# START OF Raw records

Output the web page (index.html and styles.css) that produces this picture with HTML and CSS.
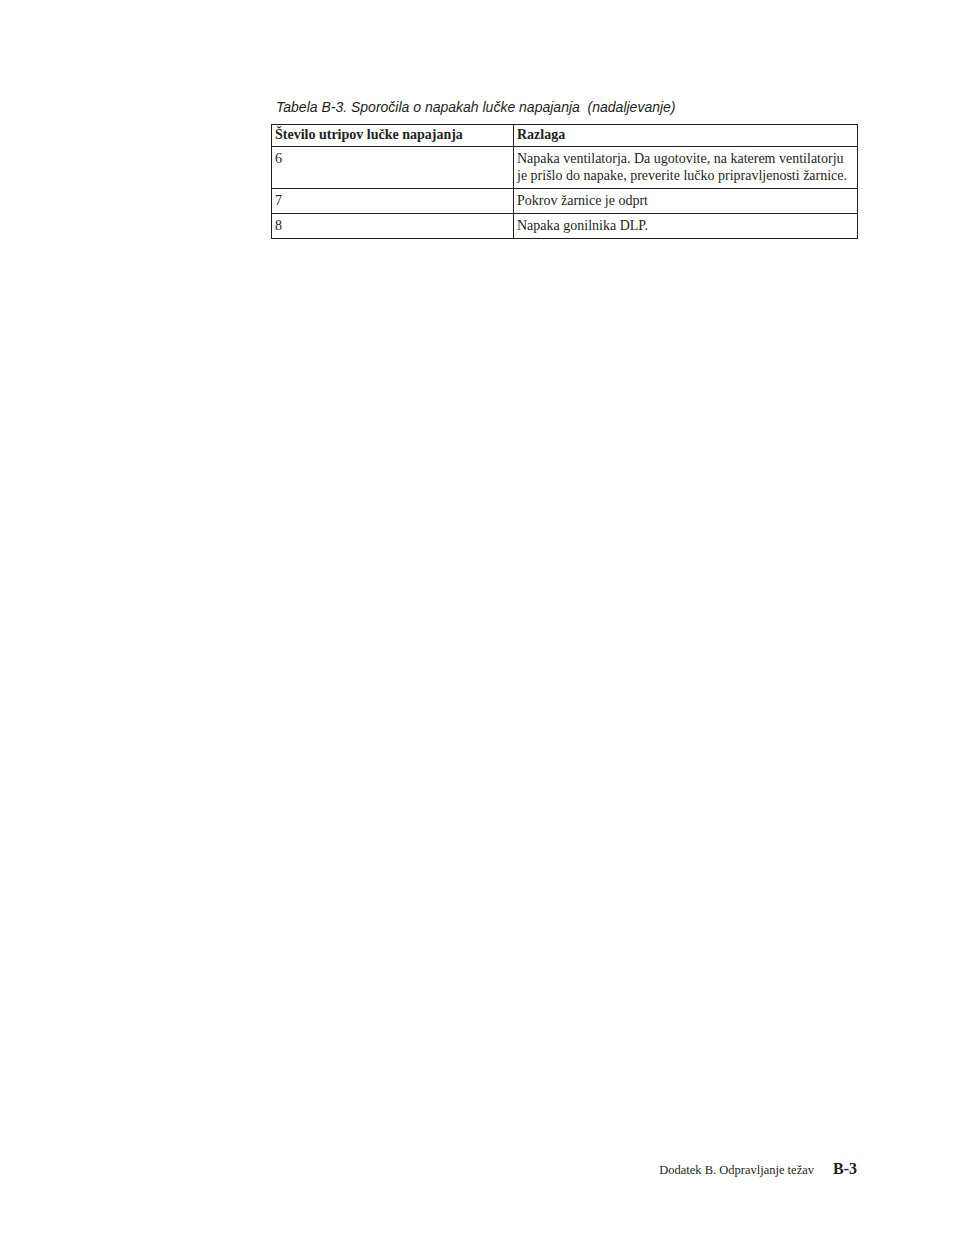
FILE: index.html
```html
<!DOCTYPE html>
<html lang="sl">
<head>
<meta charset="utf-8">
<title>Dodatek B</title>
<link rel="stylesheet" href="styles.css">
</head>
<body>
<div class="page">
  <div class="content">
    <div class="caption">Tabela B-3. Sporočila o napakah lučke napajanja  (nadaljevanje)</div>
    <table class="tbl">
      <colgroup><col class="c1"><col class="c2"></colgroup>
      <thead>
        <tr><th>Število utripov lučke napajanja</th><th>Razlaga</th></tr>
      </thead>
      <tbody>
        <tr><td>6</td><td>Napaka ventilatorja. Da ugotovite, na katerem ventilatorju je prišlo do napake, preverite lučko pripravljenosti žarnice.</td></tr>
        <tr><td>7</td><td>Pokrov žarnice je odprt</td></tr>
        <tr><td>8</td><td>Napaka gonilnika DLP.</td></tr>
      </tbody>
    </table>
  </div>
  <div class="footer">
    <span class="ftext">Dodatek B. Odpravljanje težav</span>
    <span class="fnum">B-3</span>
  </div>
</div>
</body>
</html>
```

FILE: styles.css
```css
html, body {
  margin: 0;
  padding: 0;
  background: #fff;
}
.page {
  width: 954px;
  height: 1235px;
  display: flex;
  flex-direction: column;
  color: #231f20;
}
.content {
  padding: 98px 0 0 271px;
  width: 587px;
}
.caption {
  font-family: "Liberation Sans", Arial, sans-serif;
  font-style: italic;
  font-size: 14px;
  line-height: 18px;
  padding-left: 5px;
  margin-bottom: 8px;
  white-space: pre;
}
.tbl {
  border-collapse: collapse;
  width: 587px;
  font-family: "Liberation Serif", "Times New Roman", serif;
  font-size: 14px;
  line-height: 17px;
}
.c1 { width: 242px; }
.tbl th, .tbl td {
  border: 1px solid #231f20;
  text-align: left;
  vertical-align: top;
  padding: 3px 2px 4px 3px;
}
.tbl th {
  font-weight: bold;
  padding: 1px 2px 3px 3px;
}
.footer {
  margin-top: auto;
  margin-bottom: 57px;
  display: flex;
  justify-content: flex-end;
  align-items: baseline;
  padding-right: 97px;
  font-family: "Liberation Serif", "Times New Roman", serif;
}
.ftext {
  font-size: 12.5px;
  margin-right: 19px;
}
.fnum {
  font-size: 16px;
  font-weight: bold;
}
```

# END OF Raw records
# START OF Raw records

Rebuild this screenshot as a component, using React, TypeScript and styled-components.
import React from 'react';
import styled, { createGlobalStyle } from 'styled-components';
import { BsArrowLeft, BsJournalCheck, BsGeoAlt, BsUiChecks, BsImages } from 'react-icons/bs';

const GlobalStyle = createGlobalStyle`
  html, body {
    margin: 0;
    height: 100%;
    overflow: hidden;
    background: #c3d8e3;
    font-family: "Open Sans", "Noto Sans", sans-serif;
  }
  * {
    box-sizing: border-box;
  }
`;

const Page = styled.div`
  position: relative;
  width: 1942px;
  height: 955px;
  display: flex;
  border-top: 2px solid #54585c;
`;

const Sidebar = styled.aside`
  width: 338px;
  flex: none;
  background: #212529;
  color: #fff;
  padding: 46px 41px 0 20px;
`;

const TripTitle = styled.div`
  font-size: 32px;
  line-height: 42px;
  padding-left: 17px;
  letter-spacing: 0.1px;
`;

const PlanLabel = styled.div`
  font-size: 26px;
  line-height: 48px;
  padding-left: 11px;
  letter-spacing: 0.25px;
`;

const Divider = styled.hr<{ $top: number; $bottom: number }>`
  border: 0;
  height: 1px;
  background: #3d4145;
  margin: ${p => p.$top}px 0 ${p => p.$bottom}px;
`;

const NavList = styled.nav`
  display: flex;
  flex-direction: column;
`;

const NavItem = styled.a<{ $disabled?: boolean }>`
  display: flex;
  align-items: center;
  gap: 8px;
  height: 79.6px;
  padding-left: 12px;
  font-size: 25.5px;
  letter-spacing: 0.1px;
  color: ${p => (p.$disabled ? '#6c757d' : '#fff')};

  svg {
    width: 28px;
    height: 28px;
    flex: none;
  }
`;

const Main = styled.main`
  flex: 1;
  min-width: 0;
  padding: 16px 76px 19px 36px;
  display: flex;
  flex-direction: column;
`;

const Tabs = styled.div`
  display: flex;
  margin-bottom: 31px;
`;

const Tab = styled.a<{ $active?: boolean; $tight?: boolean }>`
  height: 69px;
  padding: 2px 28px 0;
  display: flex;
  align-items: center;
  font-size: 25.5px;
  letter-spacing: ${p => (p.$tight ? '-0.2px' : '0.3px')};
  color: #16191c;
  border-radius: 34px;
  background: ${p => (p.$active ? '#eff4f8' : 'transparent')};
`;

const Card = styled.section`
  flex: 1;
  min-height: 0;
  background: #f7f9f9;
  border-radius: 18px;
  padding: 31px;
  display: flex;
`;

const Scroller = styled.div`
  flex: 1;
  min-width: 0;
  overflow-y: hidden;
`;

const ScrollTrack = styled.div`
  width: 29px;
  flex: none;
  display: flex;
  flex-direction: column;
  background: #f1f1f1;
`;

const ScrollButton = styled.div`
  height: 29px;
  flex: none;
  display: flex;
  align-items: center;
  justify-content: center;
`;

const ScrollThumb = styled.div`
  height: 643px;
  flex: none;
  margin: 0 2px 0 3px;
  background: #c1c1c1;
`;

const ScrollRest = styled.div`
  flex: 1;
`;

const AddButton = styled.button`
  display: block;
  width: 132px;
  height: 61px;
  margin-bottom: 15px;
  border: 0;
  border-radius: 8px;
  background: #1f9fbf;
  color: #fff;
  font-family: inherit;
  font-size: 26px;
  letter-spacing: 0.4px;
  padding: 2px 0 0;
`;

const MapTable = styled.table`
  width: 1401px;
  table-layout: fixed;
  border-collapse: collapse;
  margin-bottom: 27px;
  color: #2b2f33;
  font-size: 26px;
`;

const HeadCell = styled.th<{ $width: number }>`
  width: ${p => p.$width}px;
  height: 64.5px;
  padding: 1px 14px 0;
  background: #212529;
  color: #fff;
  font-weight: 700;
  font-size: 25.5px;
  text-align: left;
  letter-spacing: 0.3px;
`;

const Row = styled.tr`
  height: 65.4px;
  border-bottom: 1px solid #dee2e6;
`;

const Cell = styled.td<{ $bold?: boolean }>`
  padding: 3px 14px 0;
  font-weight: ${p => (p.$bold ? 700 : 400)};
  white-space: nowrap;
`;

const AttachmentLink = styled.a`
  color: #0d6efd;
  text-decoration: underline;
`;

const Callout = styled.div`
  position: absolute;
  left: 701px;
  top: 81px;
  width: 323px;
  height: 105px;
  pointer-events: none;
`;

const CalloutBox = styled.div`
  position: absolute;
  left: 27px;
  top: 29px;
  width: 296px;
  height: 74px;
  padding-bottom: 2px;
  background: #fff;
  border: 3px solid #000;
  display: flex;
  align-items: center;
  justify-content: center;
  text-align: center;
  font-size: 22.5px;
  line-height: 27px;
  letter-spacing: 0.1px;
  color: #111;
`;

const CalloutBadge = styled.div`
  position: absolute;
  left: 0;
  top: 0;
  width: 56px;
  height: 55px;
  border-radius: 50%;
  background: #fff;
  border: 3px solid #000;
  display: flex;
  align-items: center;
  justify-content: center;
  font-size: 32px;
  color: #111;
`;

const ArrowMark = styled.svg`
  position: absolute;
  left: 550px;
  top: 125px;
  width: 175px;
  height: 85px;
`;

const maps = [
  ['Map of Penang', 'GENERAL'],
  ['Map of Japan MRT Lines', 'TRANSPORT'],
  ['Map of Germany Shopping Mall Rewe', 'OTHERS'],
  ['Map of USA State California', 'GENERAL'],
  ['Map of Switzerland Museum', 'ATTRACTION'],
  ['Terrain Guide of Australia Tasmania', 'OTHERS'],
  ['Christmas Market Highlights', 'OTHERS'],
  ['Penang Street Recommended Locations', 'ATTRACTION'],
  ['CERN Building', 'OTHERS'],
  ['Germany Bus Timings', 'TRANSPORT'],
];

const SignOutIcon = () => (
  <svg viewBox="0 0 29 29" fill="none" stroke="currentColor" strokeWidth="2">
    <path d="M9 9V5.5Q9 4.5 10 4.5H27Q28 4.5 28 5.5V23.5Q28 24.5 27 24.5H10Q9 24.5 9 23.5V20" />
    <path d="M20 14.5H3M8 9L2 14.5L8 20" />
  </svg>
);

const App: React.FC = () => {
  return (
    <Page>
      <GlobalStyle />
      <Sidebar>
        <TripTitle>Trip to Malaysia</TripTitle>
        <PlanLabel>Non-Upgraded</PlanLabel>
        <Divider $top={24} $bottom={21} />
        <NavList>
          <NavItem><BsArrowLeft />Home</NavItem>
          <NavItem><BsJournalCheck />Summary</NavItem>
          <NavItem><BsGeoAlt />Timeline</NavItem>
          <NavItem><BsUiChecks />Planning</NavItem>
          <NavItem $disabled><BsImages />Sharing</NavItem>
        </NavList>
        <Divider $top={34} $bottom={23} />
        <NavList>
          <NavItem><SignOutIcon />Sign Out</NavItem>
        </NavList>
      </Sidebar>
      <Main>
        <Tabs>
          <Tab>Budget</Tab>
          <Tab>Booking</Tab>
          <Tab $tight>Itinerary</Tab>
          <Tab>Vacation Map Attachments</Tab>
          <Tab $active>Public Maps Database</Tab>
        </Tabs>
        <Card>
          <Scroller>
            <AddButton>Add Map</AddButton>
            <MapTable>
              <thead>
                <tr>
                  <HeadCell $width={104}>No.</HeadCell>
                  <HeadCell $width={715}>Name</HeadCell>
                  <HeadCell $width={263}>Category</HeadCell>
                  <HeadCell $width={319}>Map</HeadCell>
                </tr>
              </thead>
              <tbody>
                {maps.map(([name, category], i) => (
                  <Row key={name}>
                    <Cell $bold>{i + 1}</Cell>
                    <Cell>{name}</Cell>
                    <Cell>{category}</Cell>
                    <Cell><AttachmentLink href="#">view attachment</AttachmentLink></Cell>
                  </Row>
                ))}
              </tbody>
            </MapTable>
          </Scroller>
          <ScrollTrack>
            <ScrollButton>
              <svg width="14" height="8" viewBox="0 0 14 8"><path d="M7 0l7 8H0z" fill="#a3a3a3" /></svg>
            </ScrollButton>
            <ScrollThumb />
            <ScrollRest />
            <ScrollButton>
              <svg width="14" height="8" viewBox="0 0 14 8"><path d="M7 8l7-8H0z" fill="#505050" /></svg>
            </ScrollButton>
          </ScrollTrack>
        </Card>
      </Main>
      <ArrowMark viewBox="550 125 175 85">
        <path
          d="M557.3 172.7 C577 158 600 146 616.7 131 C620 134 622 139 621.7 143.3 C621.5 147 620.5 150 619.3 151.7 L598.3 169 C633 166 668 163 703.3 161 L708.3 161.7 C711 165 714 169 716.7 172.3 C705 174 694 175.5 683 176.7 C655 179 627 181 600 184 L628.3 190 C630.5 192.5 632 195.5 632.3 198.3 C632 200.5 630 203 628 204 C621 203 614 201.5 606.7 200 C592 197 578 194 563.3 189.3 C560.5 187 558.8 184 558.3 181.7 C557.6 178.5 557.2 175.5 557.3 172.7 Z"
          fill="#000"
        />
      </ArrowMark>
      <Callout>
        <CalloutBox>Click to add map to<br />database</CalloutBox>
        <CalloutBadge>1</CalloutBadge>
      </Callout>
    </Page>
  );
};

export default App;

# END OF Raw records

Work instructions ::
Check each line of the listing above for the string "index", then report only how many lines have it.

Solution to the problem ::
2